Chowringhee is located in Central Kolkata. It has Janbazar on the north, Taltala and certain areas under Park Street Police Station on the east, Bhawanipore on the south and the Maidan on the west. The neighbourhood is spread over areas under New Market, Park Street and Shakespeare Sarani police stations.
Park Street Flyover was inaugurated on 19 February, 2005. The 1.3 km long flyover above Chowringhee Road helps in reduce the traffic jam between Lindsay Street and Middleton Street.

Creative inspiration

Life in the neighbourhood has inspired creative efforts.

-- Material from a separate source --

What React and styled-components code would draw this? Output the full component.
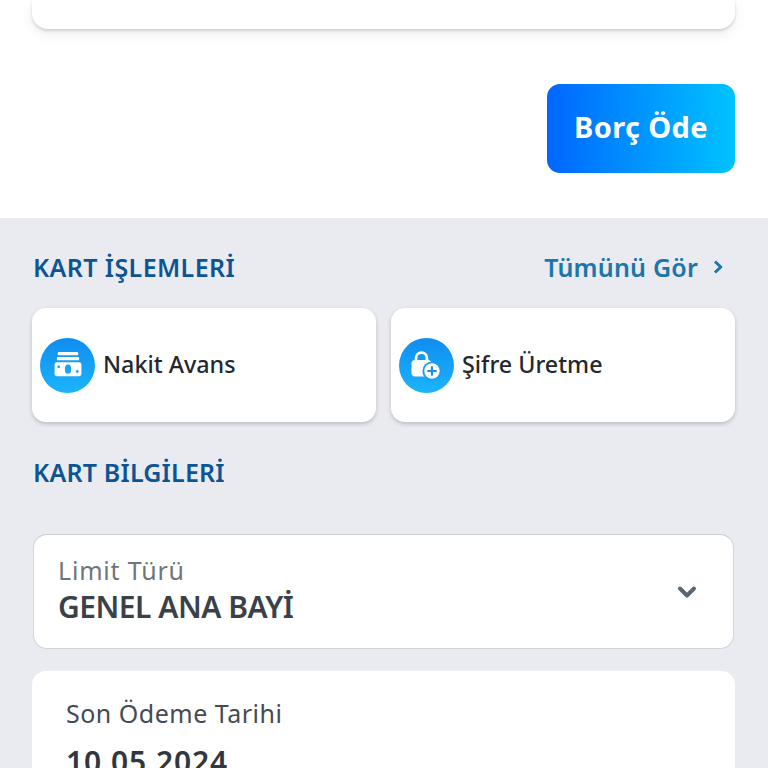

The Bengali novelist Sankar wrote a novel named Chowringhee in 1962. It became an instant hit. Set in Kolkata of the 1950s, it is the saga of the intimate lives of the staff and the guests at the Shahjahan, one of the largest city hotels located in the neighbourhood, which is the title of the novel. Some of its larger-than-life characters, as for example the enigmatic manager Marco Polo, the debonair receptionist Sata Bose, and the tragic hostess Karabi Guha, attained cult status. It has been translated into English by Arunava Sinha and is available as a Penguin paper-back. It has also been translated into several Indian languages. Film director, Pinaki Bhusan Mikherjee made it into a successful film in 1968. It was also made into a play by BBC Four.
In 1981, Aparna Sen wrote and directed a film, 36 Chowringhee Lane, about an aged Anglo-Indian school teacher who lives a lonely life in a single-room flat in the neighbourhood.